### Description of the task
Reproduce all of the data word for word.

## Start

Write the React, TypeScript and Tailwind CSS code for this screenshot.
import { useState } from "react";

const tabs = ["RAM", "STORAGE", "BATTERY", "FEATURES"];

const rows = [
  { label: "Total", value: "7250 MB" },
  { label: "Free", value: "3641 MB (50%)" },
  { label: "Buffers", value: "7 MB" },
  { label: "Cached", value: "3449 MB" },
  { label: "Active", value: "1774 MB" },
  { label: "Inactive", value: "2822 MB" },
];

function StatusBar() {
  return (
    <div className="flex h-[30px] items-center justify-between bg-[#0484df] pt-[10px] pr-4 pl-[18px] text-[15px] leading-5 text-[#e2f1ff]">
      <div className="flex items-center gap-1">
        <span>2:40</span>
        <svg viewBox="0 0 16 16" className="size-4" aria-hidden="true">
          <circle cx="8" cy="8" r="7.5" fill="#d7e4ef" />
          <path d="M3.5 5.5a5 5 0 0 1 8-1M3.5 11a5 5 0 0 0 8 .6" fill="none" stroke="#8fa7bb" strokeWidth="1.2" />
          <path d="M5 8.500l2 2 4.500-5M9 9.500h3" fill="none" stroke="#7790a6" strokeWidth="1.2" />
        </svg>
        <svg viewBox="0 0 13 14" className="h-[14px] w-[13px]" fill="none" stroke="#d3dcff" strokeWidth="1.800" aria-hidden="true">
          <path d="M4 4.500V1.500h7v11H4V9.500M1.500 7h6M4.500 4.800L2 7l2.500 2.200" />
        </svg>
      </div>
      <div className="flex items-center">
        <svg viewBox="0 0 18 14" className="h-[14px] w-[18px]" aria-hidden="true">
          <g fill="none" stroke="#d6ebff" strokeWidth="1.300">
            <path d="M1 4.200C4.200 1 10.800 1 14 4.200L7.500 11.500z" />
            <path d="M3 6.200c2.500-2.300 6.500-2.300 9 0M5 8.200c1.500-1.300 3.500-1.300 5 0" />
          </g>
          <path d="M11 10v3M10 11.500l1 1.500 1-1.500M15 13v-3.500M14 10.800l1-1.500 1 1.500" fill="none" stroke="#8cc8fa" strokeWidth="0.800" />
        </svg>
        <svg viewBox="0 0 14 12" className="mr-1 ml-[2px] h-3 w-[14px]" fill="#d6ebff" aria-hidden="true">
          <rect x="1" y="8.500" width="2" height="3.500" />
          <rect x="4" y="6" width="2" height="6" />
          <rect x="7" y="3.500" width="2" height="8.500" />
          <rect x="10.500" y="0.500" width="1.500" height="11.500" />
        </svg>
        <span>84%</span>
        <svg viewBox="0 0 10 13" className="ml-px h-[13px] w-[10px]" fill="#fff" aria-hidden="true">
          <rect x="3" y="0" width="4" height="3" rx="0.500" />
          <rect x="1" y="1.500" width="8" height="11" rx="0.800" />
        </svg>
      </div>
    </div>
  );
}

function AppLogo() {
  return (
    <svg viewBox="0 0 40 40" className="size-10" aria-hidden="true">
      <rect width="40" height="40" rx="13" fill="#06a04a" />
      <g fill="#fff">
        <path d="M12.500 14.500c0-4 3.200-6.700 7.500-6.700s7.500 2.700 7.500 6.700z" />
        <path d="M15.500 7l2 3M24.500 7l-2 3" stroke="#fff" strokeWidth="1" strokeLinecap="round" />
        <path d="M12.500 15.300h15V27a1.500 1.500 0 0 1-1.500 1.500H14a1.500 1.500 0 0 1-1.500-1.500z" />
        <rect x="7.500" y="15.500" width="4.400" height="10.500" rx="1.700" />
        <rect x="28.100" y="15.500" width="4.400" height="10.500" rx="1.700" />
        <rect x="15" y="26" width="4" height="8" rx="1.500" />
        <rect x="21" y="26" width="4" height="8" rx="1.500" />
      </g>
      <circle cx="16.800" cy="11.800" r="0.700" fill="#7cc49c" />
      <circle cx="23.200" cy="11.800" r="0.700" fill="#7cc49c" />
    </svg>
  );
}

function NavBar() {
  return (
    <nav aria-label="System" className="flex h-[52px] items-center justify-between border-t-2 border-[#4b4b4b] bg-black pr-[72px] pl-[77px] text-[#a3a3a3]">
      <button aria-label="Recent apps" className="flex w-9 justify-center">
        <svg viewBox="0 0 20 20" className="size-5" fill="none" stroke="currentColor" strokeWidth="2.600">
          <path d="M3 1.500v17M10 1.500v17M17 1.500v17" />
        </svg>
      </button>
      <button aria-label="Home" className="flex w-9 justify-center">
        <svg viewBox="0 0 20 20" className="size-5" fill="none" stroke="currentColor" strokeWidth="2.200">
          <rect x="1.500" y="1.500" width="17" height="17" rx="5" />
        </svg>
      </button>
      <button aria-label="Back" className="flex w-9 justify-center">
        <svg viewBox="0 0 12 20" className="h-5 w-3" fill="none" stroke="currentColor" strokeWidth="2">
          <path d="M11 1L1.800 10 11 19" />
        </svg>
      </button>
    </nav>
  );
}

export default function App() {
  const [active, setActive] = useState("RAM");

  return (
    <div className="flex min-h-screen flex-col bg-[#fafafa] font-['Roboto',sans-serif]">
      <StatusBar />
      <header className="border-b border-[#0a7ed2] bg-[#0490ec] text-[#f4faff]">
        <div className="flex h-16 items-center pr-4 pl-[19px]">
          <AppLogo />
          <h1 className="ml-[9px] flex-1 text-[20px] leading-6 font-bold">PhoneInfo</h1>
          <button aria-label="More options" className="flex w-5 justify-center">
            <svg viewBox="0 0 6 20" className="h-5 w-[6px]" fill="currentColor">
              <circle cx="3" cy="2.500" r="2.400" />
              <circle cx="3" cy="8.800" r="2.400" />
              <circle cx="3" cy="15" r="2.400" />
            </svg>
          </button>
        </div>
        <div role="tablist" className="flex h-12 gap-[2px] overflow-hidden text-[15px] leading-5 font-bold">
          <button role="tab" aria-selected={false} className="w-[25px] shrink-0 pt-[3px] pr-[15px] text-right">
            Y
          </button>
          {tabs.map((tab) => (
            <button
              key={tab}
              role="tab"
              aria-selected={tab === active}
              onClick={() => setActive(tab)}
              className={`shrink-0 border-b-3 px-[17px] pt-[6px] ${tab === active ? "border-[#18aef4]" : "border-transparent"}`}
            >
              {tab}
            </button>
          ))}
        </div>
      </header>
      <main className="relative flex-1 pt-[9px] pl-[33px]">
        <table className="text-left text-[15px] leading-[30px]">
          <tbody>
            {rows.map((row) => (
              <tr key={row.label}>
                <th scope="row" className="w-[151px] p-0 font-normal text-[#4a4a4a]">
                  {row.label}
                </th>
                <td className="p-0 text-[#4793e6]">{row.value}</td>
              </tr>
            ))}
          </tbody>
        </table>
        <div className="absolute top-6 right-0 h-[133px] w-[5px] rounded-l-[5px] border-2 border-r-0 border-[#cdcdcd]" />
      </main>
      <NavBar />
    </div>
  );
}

## End

### Response to this exercise
Write the React, TypeScript and Tailwind CSS code for this screenshot.
import { useState } from "react";

const tabs = ["RAM", "STORAGE", "BATTERY", "FEATURES"];

const rows = [
  { label: "Total", value: "7250 MB" },
  { label: "Free", value: "3641 MB (50%)" },
  { label: "Buffers", value: "7 MB" },
  { label: "Cached", value: "3449 MB" },
  { label: "Active", value: "1774 MB" },
  { label: "Inactive", value: "2822 MB" },
];

function StatusBar() {
  return (
    <div className="flex h-[30px] items-center justify-between bg-[#0484df] pt-[10px] pr-4 pl-[18px] text-[15px] leading-5 text-[#e2f1ff]">
      <div className="flex items-center gap-1">
        <span>2:40</span>
        <svg viewBox="0 0 16 16" className="size-4" aria-hidden="true">
          <circle cx="8" cy="8" r="7.5" fill="#d7e4ef" />
          <path d="M3.5 5.5a5 5 0 0 1 8-1M3.5 11a5 5 0 0 0 8 .6" fill="none" stroke="#8fa7bb" strokeWidth="1.2" />
          <path d="M5 8.500l2 2 4.500-5M9 9.500h3" fill="none" stroke="#7790a6" strokeWidth="1.2" />
        </svg>
        <svg viewBox="0 0 13 14" className="h-[14px] w-[13px]" fill="none" stroke="#d3dcff" strokeWidth="1.800" aria-hidden="true">
          <path d="M4 4.500V1.500h7v11H4V9.500M1.500 7h6M4.500 4.800L2 7l2.500 2.200" />
        </svg>
      </div>
      <div className="flex items-center">
        <svg viewBox="0 0 18 14" className="h-[14px] w-[18px]" aria-hidden="true">
          <g fill="none" stroke="#d6ebff" strokeWidth="1.300">
            <path d="M1 4.200C4.200 1 10.800 1 14 4.200L7.500 11.500z" />
            <path d="M3 6.200c2.500-2.300 6.500-2.300 9 0M5 8.200c1.500-1.300 3.500-1.300 5 0" />
          </g>
          <path d="M11 10v3M10 11.500l1 1.500 1-1.500M15 13v-3.500M14 10.800l1-1.500 1 1.500" fill="none" stroke="#8cc8fa" strokeWidth="0.800" />
        </svg>
        <svg viewBox="0 0 14 12" className="mr-1 ml-[2px] h-3 w-[14px]" fill="#d6ebff" aria-hidden="true">
          <rect x="1" y="8.500" width="2" height="3.500" />
          <rect x="4" y="6" width="2" height="6" />
          <rect x="7" y="3.500" width="2" height="8.500" />
          <rect x="10.500" y="0.500" width="1.500" height="11.500" />
        </svg>
        <span>84%</span>
        <svg viewBox="0 0 10 13" className="ml-px h-[13px] w-[10px]" fill="#fff" aria-hidden="true">
          <rect x="3" y="0" width="4" height="3" rx="0.500" />
          <rect x="1" y="1.500" width="8" height="11" rx="0.800" />
        </svg>
      </div>
    </div>
  );
}

function AppLogo() {
  return (
    <svg viewBox="0 0 40 40" className="size-10" aria-hidden="true">
      <rect width="40" height="40" rx="13" fill="#06a04a" />
      <g fill="#fff">
        <path d="M12.500 14.500c0-4 3.200-6.700 7.500-6.700s7.500 2.700 7.500 6.700z" />
        <path d="M15.500 7l2 3M24.500 7l-2 3" stroke="#fff" strokeWidth="1" strokeLinecap="round" />
        <path d="M12.500 15.300h15V27a1.500 1.500 0 0 1-1.500 1.500H14a1.500 1.500 0 0 1-1.500-1.500z" />
        <rect x="7.500" y="15.500" width="4.400" height="10.500" rx="1.700" />
        <rect x="28.100" y="15.500" width="4.400" height="10.500" rx="1.700" />
        <rect x="15" y="26" width="4" height="8" rx="1.500" />
        <rect x="21" y="26" width="4" height="8" rx="1.500" />
      </g>
      <circle cx="16.800" cy="11.800" r="0.700" fill="#7cc49c" />
      <circle cx="23.200" cy="11.800" r="0.700" fill="#7cc49c" />
    </svg>
  );
}

function NavBar() {
  return (
    <nav aria-label="System" className="flex h-[52px] items-center justify-between border-t-2 border-[#4b4b4b] bg-black pr-[72px] pl-[77px] text-[#a3a3a3]">
      <button aria-label="Recent apps" className="flex w-9 justify-center">
        <svg viewBox="0 0 20 20" className="size-5" fill="none" stroke="currentColor" strokeWidth="2.600">
          <path d="M3 1.500v17M10 1.500v17M17 1.500v17" />
        </svg>
      </button>
      <button aria-label="Home" className="flex w-9 justify-center">
        <svg viewBox="0 0 20 20" className="size-5" fill="none" stroke="currentColor" strokeWidth="2.200">
          <rect x="1.500" y="1.500" width="17" height="17" rx="5" />
        </svg>
      </button>
      <button aria-label="Back" className="flex w-9 justify-center">
        <svg viewBox="0 0 12 20" className="h-5 w-3" fill="none" stroke="currentColor" strokeWidth="2">
          <path d="M11 1L1.800 10 11 19" />
        </svg>
      </button>
    </nav>
  );
}

export default function App() {
  const [active, setActive] = useState("RAM");

  return (
    <div className="flex min-h-screen flex-col bg-[#fafafa] font-['Roboto',sans-serif]">
      <StatusBar />
      <header className="border-b border-[#0a7ed2] bg-[#0490ec] text-[#f4faff]">
        <div className="flex h-16 items-center pr-4 pl-[19px]">
          <AppLogo />
          <h1 className="ml-[9px] flex-1 text-[20px] leading-6 font-bold">PhoneInfo</h1>
          <button aria-label="More options" className="flex w-5 justify-center">
            <svg viewBox="0 0 6 20" className="h-5 w-[6px]" fill="currentColor">
              <circle cx="3" cy="2.500" r="2.400" />
              <circle cx="3" cy="8.800" r="2.400" />
              <circle cx="3" cy="15" r="2.400" />
            </svg>
          </button>
        </div>
        <div role="tablist" className="flex h-12 gap-[2px] overflow-hidden text-[15px] leading-5 font-bold">
          <button role="tab" aria-selected={false} className="w-[25px] shrink-0 pt-[3px] pr-[15px] text-right">
            Y
          </button>
          {tabs.map((tab) => (
            <button
              key={tab}
              role="tab"
              aria-selected={tab === active}
              onClick={() => setActive(tab)}
              className={`shrink-0 border-b-3 px-[17px] pt-[6px] ${tab === active ? "border-[#18aef4]" : "border-transparent"}`}
            >
              {tab}
            </button>
          ))}
        </div>
      </header>
      <main className="relative flex-1 pt-[9px] pl-[33px]">
        <table className="text-left text-[15px] leading-[30px]">
          <tbody>
            {rows.map((row) => (
              <tr key={row.label}>
                <th scope="row" className="w-[151px] p-0 font-normal text-[#4a4a4a]">
                  {row.label}
                </th>
                <td className="p-0 text-[#4793e6]">{row.value}</td>
              </tr>
            ))}
          </tbody>
        </table>
        <div className="absolute top-6 right-0 h-[133px] w-[5px] rounded-l-[5px] border-2 border-r-0 border-[#cdcdcd]" />
      </main>
      <NavBar />
    </div>
  );
}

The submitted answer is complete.